Assessing the State of Sensitive Content Compliance

90% of healthcare organizations revealed their measurement and management of compliance for sensitive content communications requires some to significant improvement. This is slightly more than what all respondents reported: 88%.

Healthcare firms cited GDPR as their biggest focus area over other data privacy and compliance regulations (46% ranked first or second). The second most-cited regulation was HIPAA at 41%. This one-two ranking makes full sense considering the scrutiny government bodies are paying to private health information (PHI).

When it comes to vetting and selecting security validations or certifications, healthcare firms had a relatively close bunching beyond ISO 27001, 27017, and 27018 being cited 49% of the time as their top or second-highest validation or certification. The second most-cited security validation was 10 percentage points behind at 39% (IRAP). These both align with the full cohort that listed ISO 27001, 27017, and 27018 at a 53% clip and IRAP at a 33% rate.

Assessing the Risk of Sensitive Content Security

91% of healthcare organizations indicate their measurement and management of security risk associated with sensitive content communications requires significant or some improvement (same as the global cross-industry result).

41% of healthcare organizations revealed their sensitive content was breached four or more times (27% said seven times or more). These are lower than the cross-industry cohort where 32% admitted to seven or more data breaches and 55% said they had four or more. In addition, nearly 1 out of 10 respondents (9%) in healthcare said they were not certain how many data breaches their organizations experienced.

Advanced security capabilities and practices such as encryption, multi-factor authentication, and governance tracking and control are only used for some sensitive content by healthcare organizations 44% of the time (three percentage points above the 41% by all respondents—39% admitted to some and 2% said none).

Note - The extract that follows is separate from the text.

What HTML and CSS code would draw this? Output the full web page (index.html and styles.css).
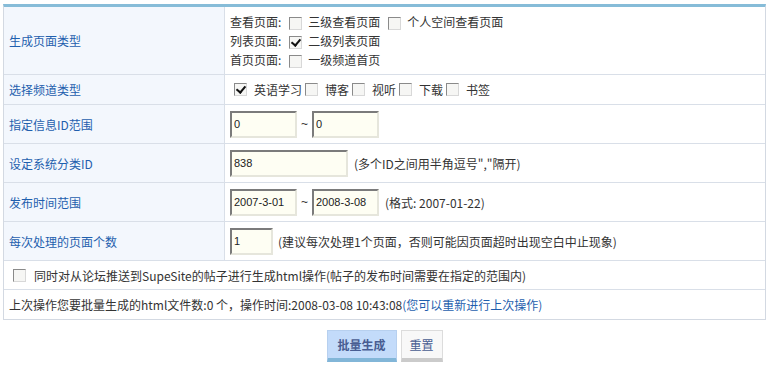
FILE: index.html
```html
<!DOCTYPE html>
<html lang="zh-CN">
<head>
<meta charset="utf-8">
<title>批量生成HTML</title>
<link rel="stylesheet" href="styles.css">
</head>
<body>
<div class="page">
  <div class="form">
    <div class="label r1">生成页面类型</div>
    <div class="field r1 stack">
      <div class="line">查看页面: <label class="opt"><input type="checkbox" class="cb">三级查看页面</label><label class="opt"><input type="checkbox" class="cb">个人空间查看页面</label></div>
      <div class="line">列表页面: <label class="opt"><input type="checkbox" class="cb" checked>二级列表页面</label></div>
      <div class="line">首页页面: <label class="opt"><input type="checkbox" class="cb">一级频道首页</label></div>
    </div>

    <div class="label r2">选择频道类型</div>
    <div class="field r2 channels">
      <label class="ch"><input type="checkbox" class="cb" checked>英语学习</label>
      <label class="ch"><input type="checkbox" class="cb">博客</label>
      <label class="ch"><input type="checkbox" class="cb">视听</label>
      <label class="ch"><input type="checkbox" class="cb">下载</label>
      <label class="ch"><input type="checkbox" class="cb">书签</label>
    </div>

    <div class="label r3">指定信息ID范围</div>
    <div class="field r3"><input class="txt w67" value="0"><span class="tilde">~</span><input class="txt w67" value="0"></div>

    <div class="label r3">设定系统分类ID</div>
    <div class="field r3"><input class="txt w118" value="838"><span class="hint">(多个ID之间用半角逗号","隔开)</span></div>

    <div class="label r3">发布时间范围</div>
    <div class="field r3"><input class="txt w67" value="2007-3-01"><span class="tilde">~</span><input class="txt w67" value="2008-3-08"><span class="hint h2">(格式: 2007-01-22)</span></div>

    <div class="label r3">每次处理的页面个数</div>
    <div class="field r3"><input class="txt w43" value="1"><span class="hint h3">(建议每次处理1个页面，否则可能因页面超时出现空白中止现象)</span></div>

    <div class="full r7"><label class="opt first"><input type="checkbox" class="cb">同时对从论坛推送到SupeSite的帖子进行生成html操作(帖子的发布时间需要在指定的范围内)</label></div>

    <div class="full r8 last">上次操作您要批量生成的html文件数:0 个，操作时间:2008-03-08 10:43:08 <a href="#" class="link">(您可以重新进行上次操作)</a></div>
  </div>

  <div class="actions">
    <button type="button" class="btn primary">批量生成</button>
    <button type="button" class="btn reset">重置</button>
  </div>
</div>
</body>
</html>
```

FILE: styles.css
```css
* { box-sizing: border-box; }
html, body { margin: 0; padding: 0; background: #fff; }
body {
  font-family: "Noto Sans CJK SC", "Liberation Sans", sans-serif;
  font-size: 12px;
  color: #333;
}
.page { padding: 4px 3px; }

.form {
  display: grid;
  grid-template-columns: 221px 1fr;
  border: 1px solid #d3d9e2;
  border-top: 3px solid #86bcd8;
}
.label {
  background: #f3f7fd;
  color: #1f5fae;
  border-right: 1px solid #d9dfe8;
  border-bottom: 1px solid #d9dfe8;
  padding-left: 5px;
  display: flex;
  align-items: center;
}
.field, .full {
  border-bottom: 1px solid #d9dfe8;
  padding-left: 5px;
  display: flex;
  align-items: center;
}
.full { grid-column: 1 / -1; }
.last { border-bottom: none; }

.r1 { height: 68px; }
.r2 { height: 30px; }
.r3 { height: 39px; }
.r7 { height: 29px; }
.r8 { height: 29px; }

.stack { flex-direction: column; align-items: flex-start; justify-content: center; }
.line { line-height: 19px; height: 19px; display: flex; align-items: center; }

.opt { display: inline-flex; align-items: center; }
.cb {
  appearance: none;
  -webkit-appearance: none;
  width: 13px;
  height: 13px;
  margin: 0 6px 0 8px;
  border: 1px solid;
  border-color: #8a8a8a #d8d8d8 #d8d8d8 #8a8a8a;
  background: #f6f6f4;
  position: relative;
  flex: none;
}
.cb:checked::after {
  content: "";
  position: absolute;
  left: 3px;
  top: 0px;
  width: 4px;
  height: 7px;
  border-right: 2px solid #111;
  border-bottom: 2px solid #111;
  transform: rotate(40deg);
}
.opt .cb { margin-top: 3px; }

.channels { padding-left: 9px; }
.ch { display: inline-flex; align-items: center; }
.ch .cb { margin: 0 7px 0 0; }
.ch + .ch .cb { margin-left: 3px; }

.first .cb { margin: 0 8px 0 4px; }

.txt {
  font-family: "Liberation Sans", sans-serif;
  font-size: 11px;
  color: #222;
  height: 27px;
  padding: 0 2px;
  background: #fefef3;
  border: 2px solid;
  border-color: #7b7b7b #e6e6dc #e6e6dc #7b7b7b;
  outline: none;
  margin: 0;
}
.w67 { width: 67px; }
.w118 { width: 118px; }
.w43 { width: 43px; }
.tilde { width: 15px; text-align: center; font-family: "Liberation Sans", sans-serif; }
.hint { margin-left: 6px; }
.h2 { margin-left: 6px; }
.h3 { margin-left: 5px; }

.link { color: #1f5fae; text-decoration: none; }

.actions {
  display: flex;
  justify-content: center;
  gap: 4px;
  margin-top: 10px;
}
.btn {
  font-family: "Noto Sans CJK SC", sans-serif;
  font-size: 12px;
  font-weight: bold;
  height: 32px;
  padding: 0;
  cursor: pointer;
}
.primary {
  width: 70px;
  background: #c3dbfa;
  color: #485d92;
  border: 1px solid #b7d0ef;
  border-bottom: 4px solid #82b6d8;
}
.reset {
  width: 42px;
  background: #f8f8f8;
  color: #485d92;
  font-weight: normal;
  border: 1px solid #dcdcdc;
  border-bottom: 4px solid #cbcbcb;
}
```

Assessing the Cost of Security and Compliance

When it comes to litigation costs, the survey found 38% of healthcare respondents indicated they spend over $3 million annually. This is below the global average where 45% admitted their litigation costs were over $3 million. A large number (13%) of healthcare respondents (13%) said they do not know how much their organizations spend on litigation costs annually, which is above the 9% in the full cohort.

Knowledge and Categorization of Data Types

65% of healthcare organizations indicated they tag and classify over three-quarters of unstructured data; this is dramatically better than the full number of respondents where 58% admitted the same. This higher rate of tagging and classification may be the result of the greater sensitivities around sensitive data in healthcare. Ironically, only 26% of healthcare respondents said only 80% or more of unstructured data needs to be tagged and classified (or 54% who said 60% or more needs to be tagged and classified).

Imperative for Robust Sensitive Content Management in Healthcare

The Kiteworks 2024 Sensitive Content Communications Report highlights the critical need for robust management of risk and compliance in sensitive content communications in healthcare organizations. Surprisingly, intellectual property (IP)—versus protected health information (PHI) at 58%—was cited as the data type posing the greatest risk by respondents (74%).

Operationally, healthcare firms spend a lot of time managing logs generated by the numerous communication tools they use to share and send sensitive content. 58% of respondents must reconcile over 11 (compared to the 48% average of all respondents), and 6% of respondents did not even know how many must be reconciled. This compiles into a huge report logjam; 11% spend 2,500 hours or more annually and another 19% spend over 2,000 hours. 64% spend over 1,500 hours annually.